## TASK DESCRIPTION:
Compile every line that includes the word "component".

Records contained in a dataset

□ □ □ □ □ □ □

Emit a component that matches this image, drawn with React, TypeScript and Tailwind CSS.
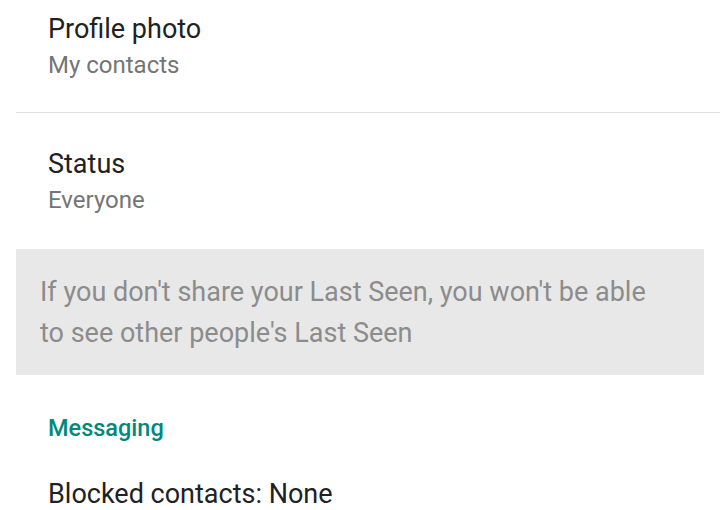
export default function App() {
  return (
    <div className="w-[720px] h-[510px] overflow-hidden bg-white" style={{ fontFamily: 'Roboto, "Noto Sans", sans-serif' }}>
      <div className="pl-12 pt-[12.3px] pb-[31.9px]">
        <div className="text-[27px] leading-[34px] text-[#212121]">Profile photo</div>
        <div className="mt-[3.8px] text-[24px] leading-[30px] text-[#757575]">My contacts</div>
      </div>
      <div className="ml-4 h-px bg-[#e0e0e0]" />
      <div className="pl-12 pt-[34.3px] pb-[33.9px]">
        <div className="text-[27px] leading-[34px] text-[#212121]">Status</div>
        <div className="mt-[3.8px] text-[24px] leading-[30px] text-[#757575]">Everyone</div>
      </div>
      <div className="ml-4 mr-4 h-[126px] bg-[#e8e8e8] pl-6 pt-[22.7px]">
        <div className="text-[27px] leading-[41.6px] text-[#8c8c8c]">
          If you don't share your Last Seen, you won't be able
          <br />
          to see other people's Last Seen
        </div>
      </div>
      <div className="pl-12 pt-[37.7px]">
        <div className="text-[23.5px] leading-[30px] font-medium text-[#00897b]">Messaging</div>
        <div className="mt-[34.1px] text-[27px] leading-[34px] text-[#212121]">Blocked contacts: None</div>
      </div>
    </div>
  );
}
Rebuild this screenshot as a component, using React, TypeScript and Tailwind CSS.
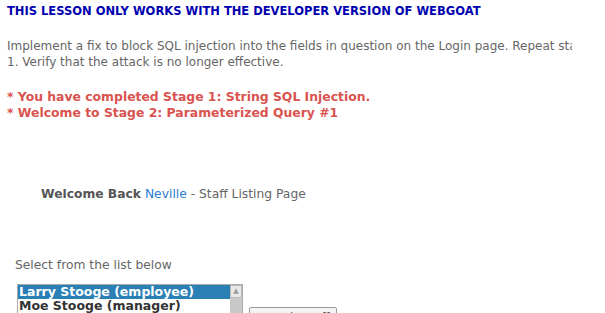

□ □ □ □ □ □ □

## FULL SOLUTION:
Emit a component that matches this image, drawn with React, TypeScript and Tailwind CSS.
Rebuild this screenshot as a component, using React, TypeScript and Tailwind CSS.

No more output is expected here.